Chances are, you’ll probably never find yourself in a situation where you’ll want to sue your credit card company. But if you did, you likely discovered something strange: you couldn’t. At least until now.
Previously, most credit card agreements prevented customers from being able to take them to court with what’s called mandatory arbitration. But due to recent legislation and an investigation by the Consumer Financial Protection Bureau (CFBP), many credit card issuers are changing their tune.
So what should you know about changes to the rules regarding taking legal action against your credit card issuer? Take a look at the information below for the details:
Signing away your right to fight
Up until very recently, whenever you got a new credit card and signed the agreement that went along with it, you were likely also signing away your right to take the credit card issuer to court. Worse, you were also forfeiting your ability to start or join a class action lawsuit against the company.
All this is because most credit card agreements contain what’s known as a mandatory arbitration clause. These clauses state that if a customer has a problem with the credit card company, the dispute is required to be settled by an arbitrator, not a court. This is because going to court can be very expensive for credit card companies, and class action suits are a public relations nightmare. For these reasons, credit card issuers force their customers to settle disagreements through a different channel.
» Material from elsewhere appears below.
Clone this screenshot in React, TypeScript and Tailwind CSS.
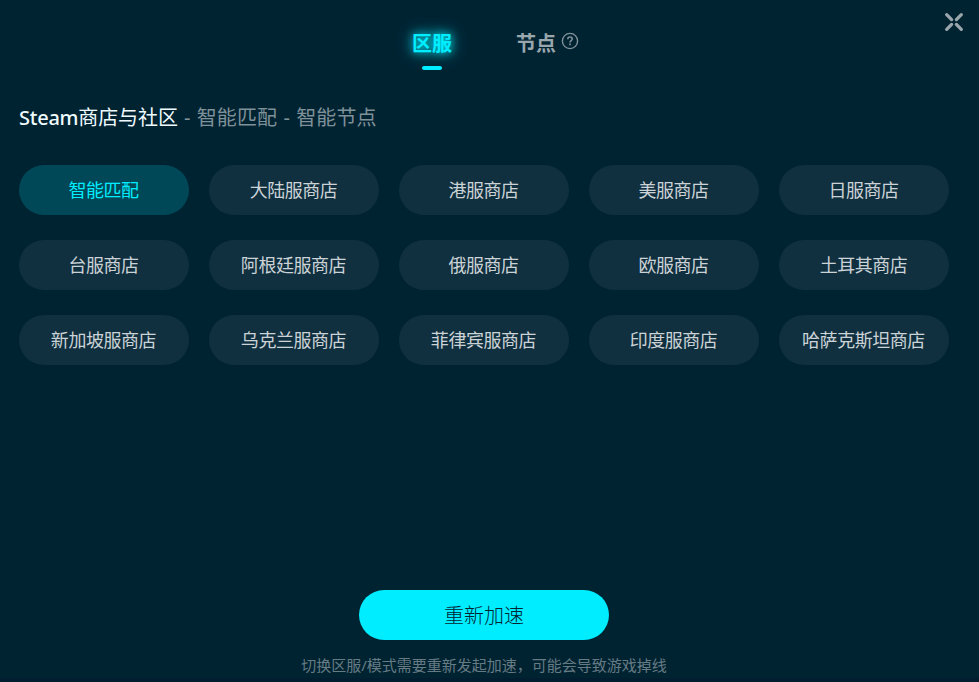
import { useState } from "react";
import clsx from "clsx";

const REGIONS = [
  "智能匹配", "大陆服商店", "港服商店", "美服商店", "日服商店",
  "台服商店", "阿根廷服商店", "俄服商店", "欧服商店", "土耳其商店",
  "新加坡服商店", "乌克兰服商店", "菲律宾服商店", "印度服商店", "哈萨克斯坦商店",
];

function CloseIcon() {
  return (
    <svg width="20" height="20" viewBox="0 0 20 20" fill="none" stroke="#99a7ad" strokeWidth="3.3" strokeLinecap="round">
      <path d="M2.7 2.7 7.6 7.6M17.3 2.7 12.4 7.6M2.7 17.3 7.6 12.4M17.3 17.3 12.4 12.4" />
    </svg>
  );
}

function HelpIcon() {
  return (
    <svg width="18" height="18" viewBox="0 0 18 18" fill="none" stroke="#80919a" strokeWidth="1.4">
      <circle cx="9" cy="9" r="7.6" />
      <path d="M6.8 7.2c0-1.4.9-2.2 2.2-2.2s2.2.8 2.2 2c0 1.5-2.2 1.6-2.2 3.4" strokeWidth="1.6" />
      <path d="M9 11.6v1.6" strokeWidth="1.7" />
    </svg>
  );
}

export default function App() {
  const [region, setRegion] = useState("智能匹配");

  return (
    <div lang="zh-CN" className="flex h-[682px] w-[979px] flex-col overflow-hidden border-b-4 border-[#001e30] bg-[#002332] font-['Noto_Sans','Noto_Sans_CJK_SC',sans-serif]">
      <header className="grid h-[96px] shrink-0 grid-cols-[412px_1fr_35px]">
        <div />
        <nav className="flex items-start pt-[29px] text-xl leading-[30px] font-bold">
          <button className="flex w-10 flex-col items-center text-[#00edff] [text-shadow:0_0_10px_#00edff,0_0_18px_#00edff99]">
            区服
            <span className="mt-[7px] h-1 w-5 rounded-full bg-[#00edff]" />
          </button>
          <button className="ml-[64px] flex text-[#99a7ad]">
            节点
            <span className="mt-[3px] ml-[5px]"><HelpIcon /></span>
          </button>
        </nav>
        <button className="self-start pt-3"><CloseIcon /></button>
      </header>

      <main className="flex flex-1 flex-col pr-[30px] pl-[19px]">
        <h1 className="mt-[7px] flex h-[30px] items-center text-xl leading-[30px] whitespace-pre text-[#7f9199]">
          <span className="font-medium tracking-[-0.25px] text-[#f0fbff]">Steam<span className="font-normal tracking-[-0.1px]">商店与社区</span></span>
          <span className="[word-spacing:0.8px] tracking-[0.15px]"> - 智能匹配 - 智能节点</span>
        </h1>
        <div className="mt-8 grid grid-cols-5 gap-x-5 gap-y-[25px]">
          {REGIONS.map((name) => (
            <button
              key={name}
              onClick={() => setRegion(name)}
              className={clsx(
                "h-[50px] rounded-full pr-px pb-px text-lg tracking-[-0.45px]",
                name === region ? "bg-[#004857] text-[#00edff]" : "bg-[#103040] text-[#ccd3d6]",
              )}
            >
              {name}
            </button>
          ))}
        </div>
      </main>

      <footer className="flex h-[88px] shrink-0 flex-col items-center pr-[11px]">
        <button className="h-[50px] w-[250px] shrink-0 rounded-full bg-[#00edff] pt-px text-xl font-light text-[#002332]">
          重新加速
        </button>
        <p className="mt-[14px] text-[15px] leading-[22px] text-[#667b84]">
          切换区服/模式需要重新发起加速，可能会导致游戏掉线
        </p>
      </footer>
    </div>
  );
}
Arbitrators are supposedly neutral parties, but many consumer advocates feel that they are hardly free of bias – after all, they are usually hired by the credit card companies. A study from 2007 by Public Citizen supports this idea; it found that consumers lose cases brought to arbitration at a rate of 94%.
What’s more, if you lose a case in arbitration, you can’t appeal it. All this amounts to a system that was very heavily weighted in favor of the credit card company.
The government steps in
In the years following the economic meltdown of 2008, the federal government passed a number of laws to help regulate the financial services industry. The CARD Act of 2009 went far in protecting consumers from huge credit card fees, but didn’t make any mention of credit card arbitration rules.
However, the Dodd-Frank Act of 2010 gave the CFPB permission to investigate the issue. The CFPB has been conducting research about the mandatory arbitration clauses contained in credit card agreements since that time and is expected to issue new regulations in early 2014.
Many credit card issuers are expecting that CFBP will force them to end the practice; after all, it put an end mandatory arbitration for mortgages already.
Moving beyond mandatory arbitration
Although the CFPB has yet to put out new rules about mandatory arbitration, many credit card companies are already taking steps to give consumers more options.
For example, American Express now allows customers to opt out of its mandatory arbitration clause if they send written notice to the company within a specified deadline. If you opt out, you can now go to arbitration if you want to, but court and mediation are also possibilities. Recently, other credit card companies have made similar moves. Bank of America has announced plans to drop the mandatory arbitration clause from its credit card agreement altogether.
When possible, it’s still best to try to settle issues with customer service representatives. In fact, many credit card companies are making an effort to empower their customer service departments and increase their ability to resolve consumers’ issues.
The takeaway: if you find yourself in a situation where you need to reconcile a problem with your credit card company, you’ll soon have more options to do so. Of course, it’s better to clear up disagreements through other channels if possible, as taking legal action can be costly. Do your best to negotiate and be reasonable – it could end up saving you a bundle!